Mais alors que les causes du décrochage et les analyses des parcours de ces élèves sont très largement connues on peut se demander à quoi rime une telle prime. Les expériences de raccrochage menées expliquent toutes qu’il faut revoir le côté trop académique de l’enseignement, le rattacher à la pratique, mettre en valeur des qualités autres que les capacités d’abstraction et de symbolisation requises pour arriver au bac et après.
Du côté même du jeune, on a du mal à imaginer l’appât d’un gain de 1000 euros sur une année comme une motivation suffisante pour reprendre un parcours de vie. Soit il est sincère dans son désir de reprendre des études, auquel cas il souhaite un apprentissage sous une autre forme que celui qui lui a fait fuir l’école. Soit il veut simplement gagner de l’argent et des jobs plus ou moins avouables de quartiers urbains rivalisent tranquillement avec cette prime en matière de rémunération.
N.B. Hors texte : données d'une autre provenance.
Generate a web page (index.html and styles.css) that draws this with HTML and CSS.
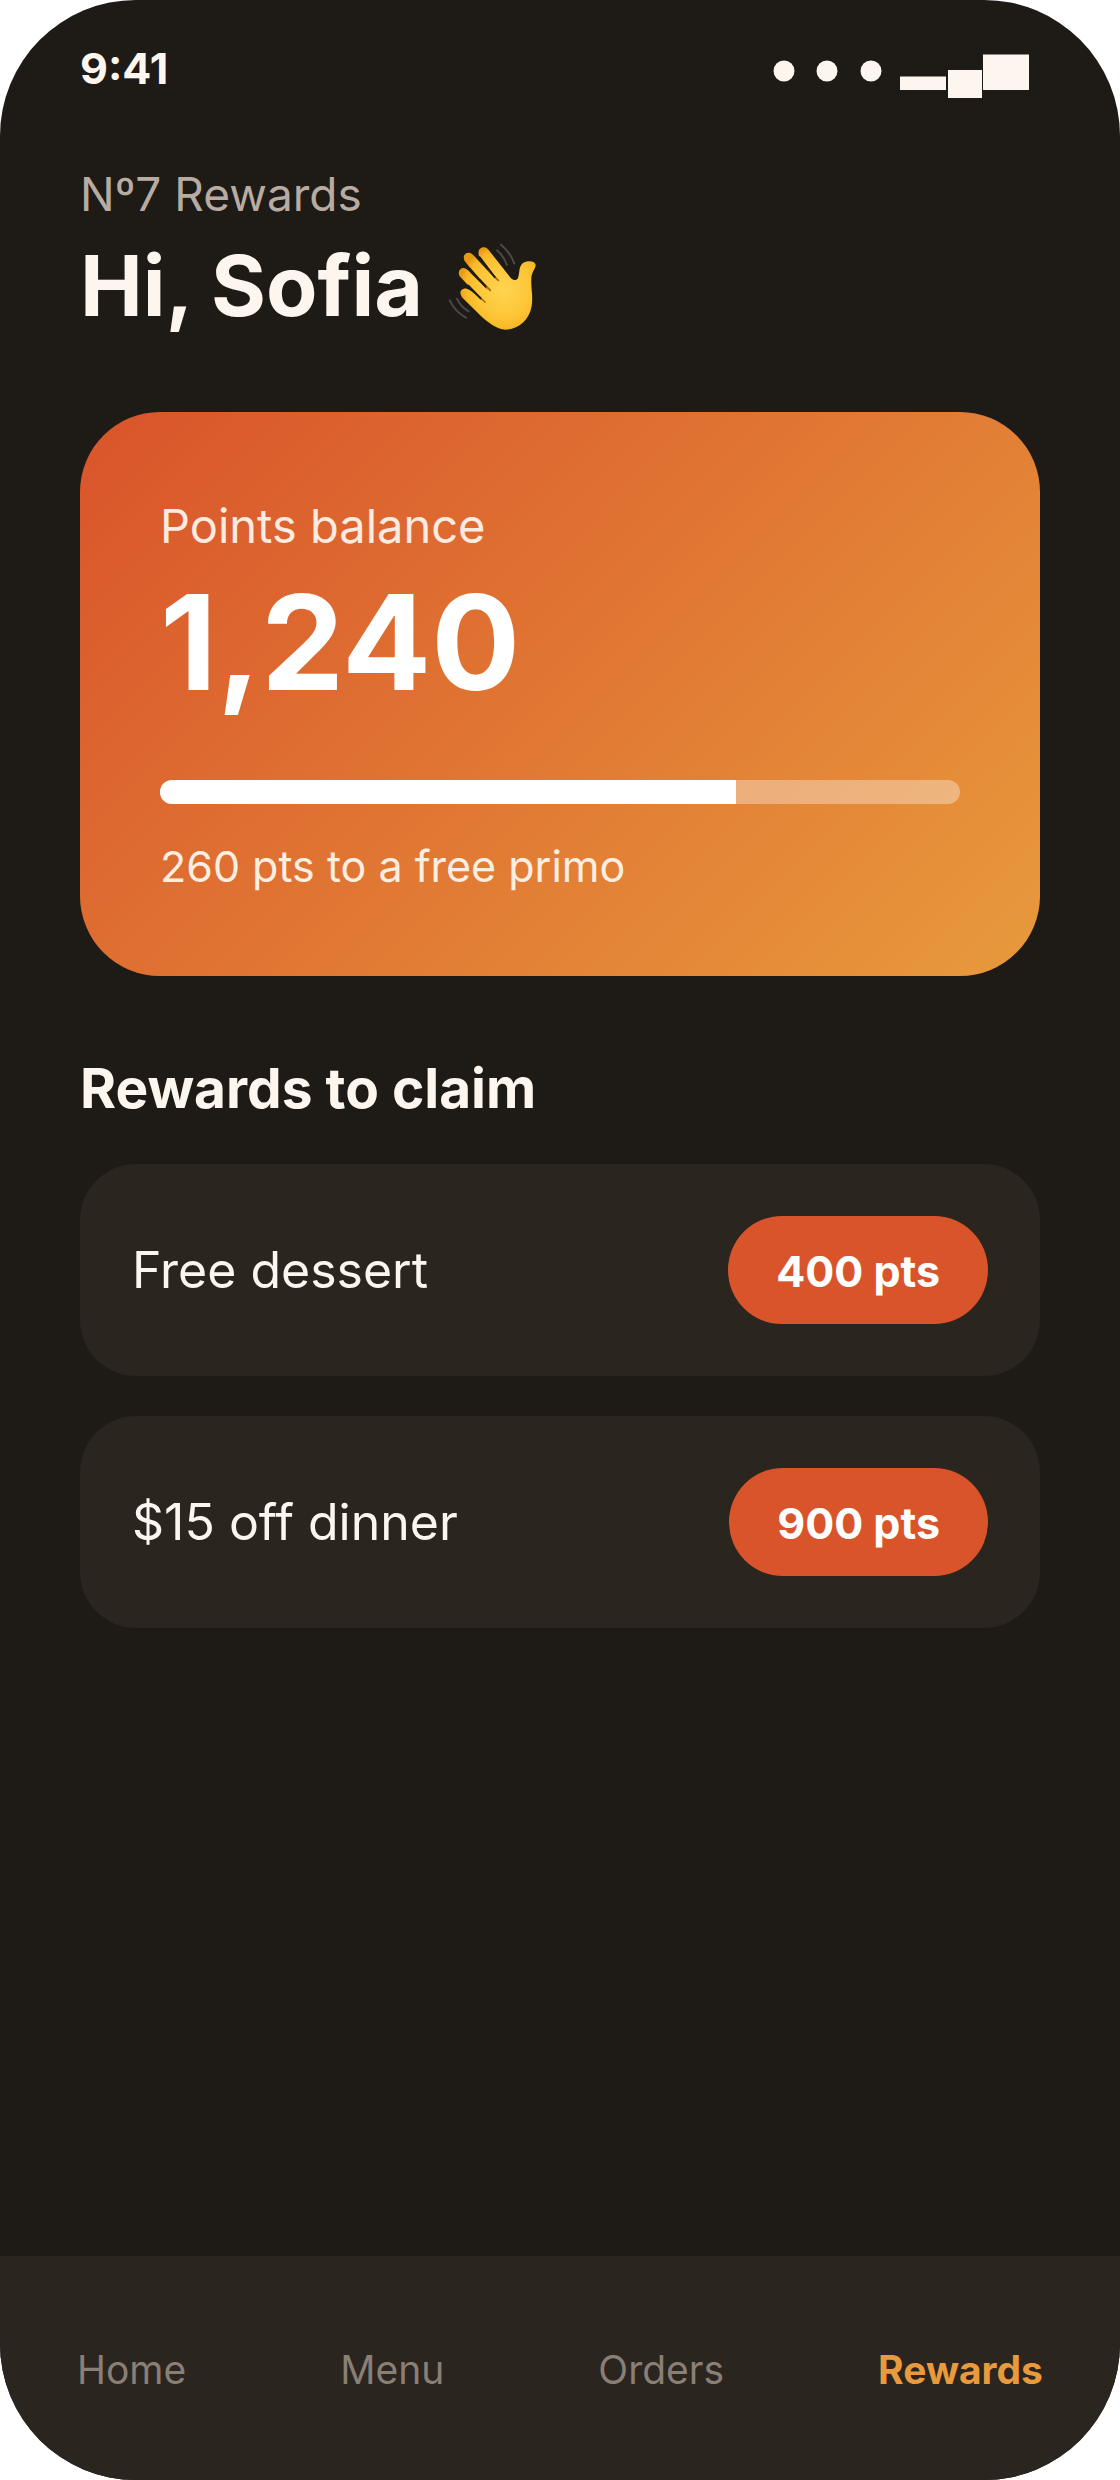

L’aspect philosophique de la mesure renvoie lui aussi a quelque chose de délétère dans un pays où l’enseignement est disponible de manière quasi gratuite jusqu’au bac et est considéré, non comme une brimade mais comme un bienfait apporté aux jeunes, par opposition à d’autres pays dans lesquels le travail du jeune, voire du très jeune, est rendu nécessaire pour nourrir une famille. Le risque est de retrouver les traditionnels arguments revenant en boucle avec ce gouvernement accusé de laxisme, de nivellement par le bas, d’inversion des valeurs et de prime à l’oisiveté, si ce n’est à la délinquance. Comment ne pas, en effet, entrevoir quelques dérives ? Avant tout, ce genre de mesure signe une série d’échecs : parentaux, éducatifs, scolaires, régaliens et la main à la poche évite à la fois les réformes et les questionnements. L’un de mes petits élèves, décrocheur, lui, dès le CP, m’expliqua cela très bien avec des mots d’enfants en posant une Game-boy sur mon bureau : « Tu as vu ce qu’il m’a offert mon père ? C’était ton anniversaire ? Non c’est pour que je sois sage à l’école. Et tu es sage ? Ben non, sinon j’aurai plus rien ».